The task » Examine each line of the data. Copy those that contain the string "styles".

Recorded information »
====================

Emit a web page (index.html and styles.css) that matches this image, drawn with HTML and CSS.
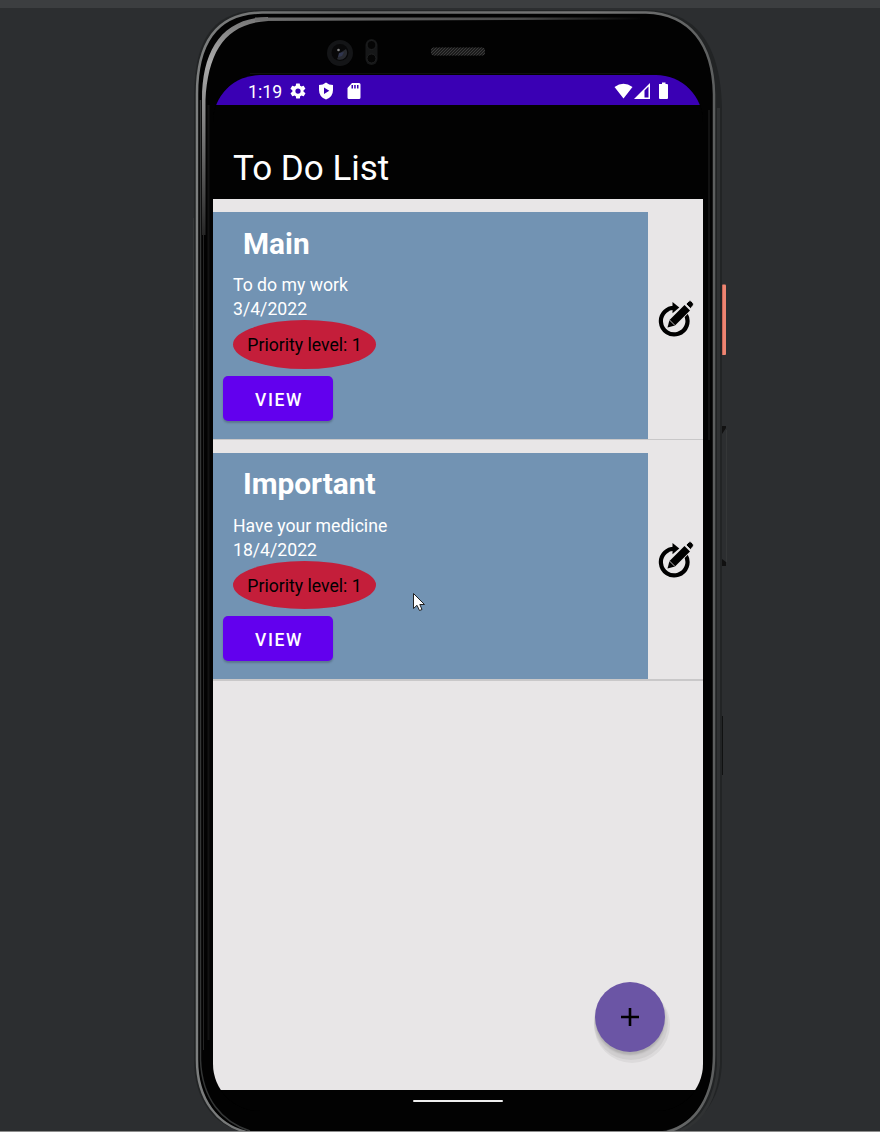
FILE: index.html
```html
<!DOCTYPE html>
<html lang="en">
<head>
<meta charset="utf-8">
<title>To Do List</title>
<link rel="stylesheet" href="styles.css">
</head>
<body>
<div class="desktop">
  <svg class="device" width="880" height="1132" viewBox="0 0 880 1132" fill="none">
    <defs>
      <linearGradient id="rim" x1="196" y1="0" x2="720" y2="0" gradientUnits="userSpaceOnUse">
        <stop offset="0" stop-color="#7c7e7e"/><stop offset=".3" stop-color="#656666"/><stop offset=".75" stop-color="#777"/><stop offset="1" stop-color="#5c5e5e"/>
      </linearGradient>
      <linearGradient id="shine" x1="0" y1="18" x2="0" y2="240" gradientUnits="userSpaceOnUse">
        <stop offset="0" stop-color="#777"/><stop offset=".2" stop-color="#aaa"/><stop offset=".45" stop-color="#858585"/><stop offset="1" stop-color="#222"/>
      </linearGradient>
      <linearGradient id="topshine" x1="255" y1="0" x2="640" y2="0" gradientUnits="userSpaceOnUse">
        <stop offset="0" stop-color="#707070"/><stop offset=".7" stop-color="#4a4a4a"/><stop offset="1" stop-color="#050505"/>
      </linearGradient>
      <pattern id="mesh" width="3" height="3" patternUnits="userSpaceOnUse"><path fill="#3c3c3c" d="M0 0h1v1H0zM2 1h1v1H2zM1 2h1v1H1z"/></pattern>
    </defs>
    <path fill="#222425" d="M194 100C194 42 210 11 260 10H648C695 12 721 42 722 110V1060C722 1100 700 1131 660 1132H244C214 1126 194 1100 194 1060Z"/>
    <path fill="#020202" d="M197 94C197 44 216 13 262 12.500H646C690 14 713 44 714 94V1055C714 1095 695 1131 652 1132H252C216 1128 197 1094 197 1058Z"/>
    <path stroke="url(#rim)" stroke-width="2.500" d="M246 1132C218 1125 197 1100 197 1060V94C197 44 216 13 262 12.500H646C690 14 713 44 714 94V1055C714 1095 697 1124 667 1132"/>
    <path stroke="#343636" stroke-width="1.500" d="M200.500 100V1060C202 1099 222 1122 250 1131"/>
    <path stroke="#303233" stroke-width="3" d="M718.500 108V1065C716 1100 701 1121 681 1131"/>
    <path fill="url(#shine)" d="M202 235V100C202 50 222 18 268 17V21C226 23 208 51 205.500 100V235Z"/>
    <path stroke="#242424" d="M203.500 235V1050"/>
    <path fill="url(#topshine)" d="M255 17.500H640V19.500L255 21Z"/>
    <path stroke="#121212" stroke-width="2" d="M208.500 105V1040M709 110V440"/>
    <circle cx="340" cy="53" r="13" fill="#141517"/>
    <circle cx="340" cy="52.500" r="8.500" fill="#080809"/>
    <path fill="#282a30" d="M346 49a7 7 0 0 1-9 10l3-6z"/>
    <path fill="#30364f" d="M339 53l5-1-2 4-4 1z"/>
    <circle cx="338.500" cy="50" r="1.300" fill="#888"/>
    <rect x="365.500" y="39" width="12" height="26" rx="6" fill="#161718"/>
    <circle cx="371.500" cy="45" r="4.500" fill="#050505" stroke="#202122"/>
    <circle cx="371.500" cy="58.500" r="4.500" fill="#050505" stroke="#202122"/>
    <rect x="431" y="47.500" width="54" height="8" rx="3" fill="#1b1b1b"/>
    <rect x="431" y="47.500" width="54" height="8" rx="3" fill="url(#mesh)"/>
    <path stroke="#101010" d="M250 73.500H640"/>
    <rect x="722" y="284.500" width="4" height="70.500" rx="1" fill="#ee8572"/>
    <path stroke="#c76858" d="M722.500 285V354"/>
    <path stroke="#353738" d="M726.500 430V562M193.500 218V330"/>
    <path stroke="#101111" d="M722.500 716V775"/>
    <path fill="#111" d="M722 426h4v2l-4 6zM722 559l4 3v4h-4z"/>
    <path stroke="#8c8c8c" d="M0 1131.500H880"/>
  </svg>

  <main class="screen">
    <header class="status">
      <span class="clock">1:19</span>
      <svg class="gear" width="18" height="18" viewBox="0 0 24 24"><path fill="#fff" fill-rule="evenodd" d="M19.400 13a7.500 7.500 0 0 0 0-2l2.200-1.700a.5.5 0 0 0 .1-.7l-2-3.400a.5.5 0 0 0-.6-.2l-2.600 1a8 8 0 0 0-1.700-1l-.4-2.600a.5.5 0 0 0-.5-.4h-4a.5.5 0 0 0-.5.4L9 5a8 8 0 0 0-1.700 1l-2.600-1a.5.5 0 0 0-.6.200l-2 3.400a.5.5 0 0 0 .1.700L4.500 11a8 8 0 0 0 0 2l-2.200 1.700a.5.5 0 0 0-.1.700l2 3.400c.1.200.4.300.6.200l2.600-1a8 8 0 0 0 1.700 1l.4 2.600c0 .2.200.4.500.4h4c.3 0 .5-.2.500-.4l.4-2.600a8 8 0 0 0 1.700-1l2.600 1c.2.100.5 0 .6-.2l2-3.400a.5.5 0 0 0-.1-.7zM12 15.500a3.500 3.500 0 1 1 0-7 3.500 3.500 0 0 1 0 7z"/></svg>
      <svg class="shield" width="16" height="18" viewBox="0 0 16 18"><path fill="#fff" fill-rule="evenodd" d="M8 .5Q11 3 15 3V8Q15 15 8 17.500Q1 15 1 8V3Q5 3 8 .5ZM6 5.500V12L11.300 8.700Z"/></svg>
      <svg class="card-icon" width="14" height="18" viewBox="0 0 14 18"><path fill="#fff" fill-rule="evenodd" d="M5 1H12Q13.500 1 13.500 2.500V15.500Q13.500 17 12 17H2Q.5 17 .5 15.500V6ZM4.500 3V6.500H6V3ZM7.200 3V6.500H8.700V3ZM10 3V6.500H11.500V3Z"/></svg>
      <svg class="signals" width="56" height="18" viewBox="0 0 56 18"><path fill="#fff" fill-rule="evenodd" d="M.5 5Q9.500-1.500 18.500 5L9.500 16.500ZM20 17 36 1V17ZM30.500 8.500V15.500H34.500V4.500ZM45 2H48V.5H51.500V2H53Q54 2 54 3V16Q54 17 53 17H46Q45 17 45 16Z"/></svg>
    </header>
    <h1 class="title">To Do List</h1>

    <section class="list">
      <article class="row">
        <div class="task">
          <h2>Main</h2>
          <p>To do my work</p>
          <p>3/4/2022</p>
          <span class="priority">Priority level: 1</span>
          <button class="view">VIEW</button>
        </div>
        <div class="edit">
          <svg width="36" height="38" viewBox="0 0 36 38"><path d="M27.200 13.600A13.300 13.300 0 1 1 17 7.800" fill="none" stroke="#000" stroke-width="4.200" transform="rotate(4 16 21)"/><path d="M14.500 2 21.300 7.600 14.500 13.300Z"/><path stroke="#e8e6e7" stroke-width="1.600" paint-order="stroke" d="M9.500 27.500 11.500 20 26.500 5 32 10.500 17 25.500Z"/><path stroke="#e8e6e7" stroke-width=".8" d="M11.500 20 17 25.500M28 4 31 1Q32 0 33.500 1.500L35 3Q36 4 35 5.500L32.500 8.500Z"/></svg>
        </div>
      </article>
      <article class="row">
        <div class="task">
          <h2>Important</h2>
          <p>Have your medicine</p>
          <p>18/4/2022</p>
          <span class="priority">Priority level: 1</span>
          <button class="view">VIEW</button>
        </div>
        <div class="edit">
          <svg width="36" height="38" viewBox="0 0 36 38"><path d="M27.200 13.600A13.300 13.300 0 1 1 17 7.800" fill="none" stroke="#000" stroke-width="4.200" transform="rotate(4 16 21)"/><path d="M14.500 2 21.300 7.600 14.500 13.300Z"/><path stroke="#e8e6e7" stroke-width="1.600" paint-order="stroke" d="M9.500 27.500 11.500 20 26.500 5 32 10.500 17 25.500Z"/><path stroke="#e8e6e7" stroke-width=".8" d="M11.500 20 17 25.500M28 4 31 1Q32 0 33.500 1.500L35 3Q36 4 35 5.500L32.500 8.500Z"/></svg>
        </div>
      </article>
    </section>

    <button class="fab" aria-label="Add"><svg width="18" height="18" viewBox="0 0 18 18"><path stroke="#000" stroke-width="2.600" d="M9 0V18M0 9H18"/></svg></button>
    <footer class="nav"><span class="pill"></span></footer>
  </main>

  <svg class="cursor" width="13" height="19" viewBox="0 0 13 19"><path fill="#fff" stroke="#222" d="M.5.5V15.500L4 12.300 6.500 17.500 9 16.500 6.800 11.500H11.500Z"/></svg>
</div>
</body>
</html>
```
FILE: styles.css
```css
* { box-sizing: border-box; }
body { margin: 0; background: #2c2e30; font-family: Roboto, sans-serif; }
.desktop {
  position: relative;
  width: 880px;
  height: 1132px;
  overflow: hidden;
  padding: 67px 177px 0 213px;
  border-top: 8px solid #3c3e40;
}
.device { position: absolute; left: 0; top: -8px; }
.screen {
  position: relative;
  display: flex;
  flex-direction: column;
  width: 490px;
  height: 1036px;
  border-radius: 47px;
  overflow: hidden;
  background: #020202;
}
.status {
  display: flex;
  align-items: center;
  flex: none;
  height: 30px;
  padding: 2px 33px 0 35px;
  background: #3a00b4;
  color: #fff;
}
.clock { width: 41px; font-size: 17.7px; line-height: 26px; padding-top: 1px; }
.shield { margin-left: 11px; }
.card-icon { margin-left: 13px; }
.signals { margin-left: auto; }
.title {
  flex: none;
  height: 94px;
  margin: 0;
  padding: 43px 20px 0;
  background: #020202;
  color: #fff;
  font-size: 35px;
  font-weight: 400;
  line-height: 42px;
}
.list { flex: 1; background: #e8e6e7; }
.row {
  display: flex;
  height: 241px;
  padding-top: 13px;
  border-bottom: 1px solid #c9c8c9;
}
.row + .row { height: 240px; border-bottom-width: 2px; margin-bottom: 0; }
.row + .row { height: 241px; }
.task {
  display: flex;
  flex-direction: column;
  align-items: flex-start;
  width: 435px;
  padding: 14px 0 0 20px;
  background: #7293b3;
  color: #fff;
}
.row + .row .task { padding-top: 13px; }
.row + .row h2 { margin-bottom: 12px; }
.row + .row .priority { height: 48px; }
.task h2 { margin: 0 0 11px 10px; font-size: 29.8px; line-height: 36px; font-weight: 700; }
.task p { margin: 0; font-size: 17.65px; line-height: 24px; }
.priority {
  width: 143px;
  height: 49px;
  margin-top: -1px;
  margin-bottom: 7px;
  border-radius: 50%;
  background: #c41e3a;
  color: #000;
  font-size: 17.65px;
  line-height: 51px;
  text-align: center;
}
.view {
  width: 110px;
  height: 45px;
  margin-left: -10px;
  padding: 2px 0 0 2px;
  border: 0;
  border-radius: 5px;
  background: #6200ee;
  color: #fff;
  font: 500 17.5px Roboto, sans-serif;
  letter-spacing: 1.6px;
  box-shadow: 0 2px 2px rgba(0, 0, 0, .2);
}
.edit { display: flex; flex: 1; justify-content: center; padding: 88px 0 0; }
.fab {
  position: absolute;
  left: 382px;
  top: 907px;
  display: flex;
  align-items: center;
  justify-content: center;
  width: 70px;
  height: 70px;
  padding: 0;
  border: 0;
  border-radius: 50%;
  background: #6b55a5;
  box-shadow: 0 3px 2px rgba(0, 0, 0, .15), 1px 6px 0 2px rgba(0, 0, 0, .05), 2px 8px 0 3px rgba(0, 0, 0, .05);
}
.nav {
  display: flex;
  justify-content: center;
  flex: none;
  height: 21px;
  padding-top: 10px;
  background: #020202;
}
.pill { width: 90px; height: 2px; border-radius: 1px; background: #eee; }
.cursor { position: absolute; left: 413px; top: 585px; }
```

====================

Answer for the task »
Emit a web page (index.html and styles.css) that matches this image, drawn with HTML and CSS.
<link rel="stylesheet" href="styles.css">
FILE: styles.css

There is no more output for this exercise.